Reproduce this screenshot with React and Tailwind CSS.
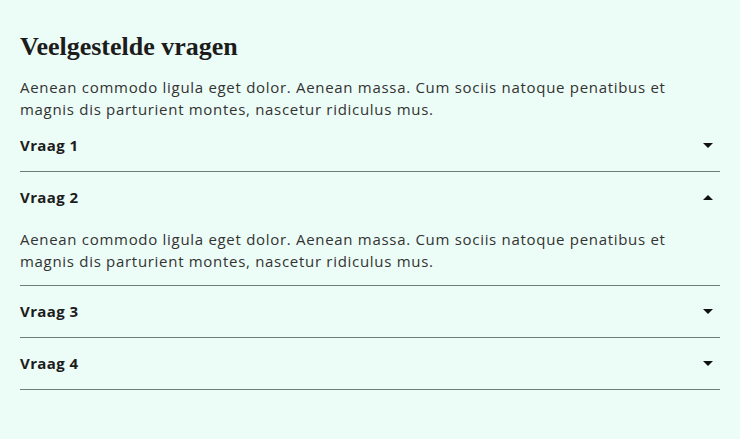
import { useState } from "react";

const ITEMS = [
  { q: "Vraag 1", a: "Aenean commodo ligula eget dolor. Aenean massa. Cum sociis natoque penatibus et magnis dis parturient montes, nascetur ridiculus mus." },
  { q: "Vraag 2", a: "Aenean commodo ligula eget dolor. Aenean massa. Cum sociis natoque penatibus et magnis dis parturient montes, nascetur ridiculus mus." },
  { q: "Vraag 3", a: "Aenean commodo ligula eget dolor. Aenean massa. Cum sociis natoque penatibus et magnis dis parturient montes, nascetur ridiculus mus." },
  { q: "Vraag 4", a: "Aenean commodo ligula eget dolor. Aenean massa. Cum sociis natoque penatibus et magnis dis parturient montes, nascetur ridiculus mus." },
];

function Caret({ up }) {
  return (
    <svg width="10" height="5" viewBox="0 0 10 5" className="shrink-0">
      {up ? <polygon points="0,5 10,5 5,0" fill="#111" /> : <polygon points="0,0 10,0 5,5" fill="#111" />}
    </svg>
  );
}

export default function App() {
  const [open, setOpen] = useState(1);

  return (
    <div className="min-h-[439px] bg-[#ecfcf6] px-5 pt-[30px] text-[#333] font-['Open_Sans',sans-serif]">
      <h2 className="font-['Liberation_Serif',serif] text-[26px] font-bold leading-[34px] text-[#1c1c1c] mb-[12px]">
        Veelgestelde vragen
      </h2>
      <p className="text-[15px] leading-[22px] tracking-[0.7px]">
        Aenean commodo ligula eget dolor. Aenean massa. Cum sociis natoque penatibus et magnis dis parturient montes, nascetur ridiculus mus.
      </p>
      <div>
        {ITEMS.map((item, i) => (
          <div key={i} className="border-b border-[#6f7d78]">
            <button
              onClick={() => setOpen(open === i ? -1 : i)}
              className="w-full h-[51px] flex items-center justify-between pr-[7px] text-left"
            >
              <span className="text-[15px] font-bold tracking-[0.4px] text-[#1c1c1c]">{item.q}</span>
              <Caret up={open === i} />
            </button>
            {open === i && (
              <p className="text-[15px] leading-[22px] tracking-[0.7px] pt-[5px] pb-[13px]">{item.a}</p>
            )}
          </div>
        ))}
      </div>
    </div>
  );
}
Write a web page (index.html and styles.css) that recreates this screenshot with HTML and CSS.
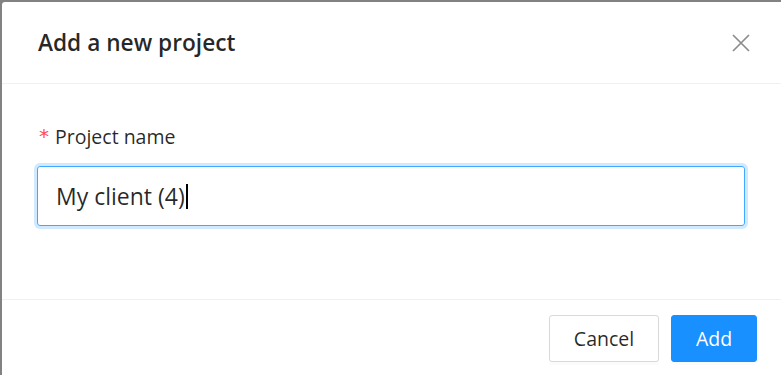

- OBJECTIVE -
Give back exactly the lines from the first line of the data through the line with "const [open, setOpen] = useState(1);", pictures excluded.

- EXPECTED OUTPUT -
Reproduce this screenshot with React and Tailwind CSS.
import { useState } from "react";

const ITEMS = [
  { q: "Vraag 1", a: "Aenean commodo ligula eget dolor. Aenean massa. Cum sociis natoque penatibus et magnis dis parturient montes, nascetur ridiculus mus." },
  { q: "Vraag 2", a: "Aenean commodo ligula eget dolor. Aenean massa. Cum sociis natoque penatibus et magnis dis parturient montes, nascetur ridiculus mus." },
  { q: "Vraag 3", a: "Aenean commodo ligula eget dolor. Aenean massa. Cum sociis natoque penatibus et magnis dis parturient montes, nascetur ridiculus mus." },
  { q: "Vraag 4", a: "Aenean commodo ligula eget dolor. Aenean massa. Cum sociis natoque penatibus et magnis dis parturient montes, nascetur ridiculus mus." },
];

function Caret({ up }) {
  return (
    <svg width="10" height="5" viewBox="0 0 10 5" className="shrink-0">
      {up ? <polygon points="0,5 10,5 5,0" fill="#111" /> : <polygon points="0,0 10,0 5,5" fill="#111" />}
    </svg>
  );
}

export default function App() {
  const [open, setOpen] = useState(1);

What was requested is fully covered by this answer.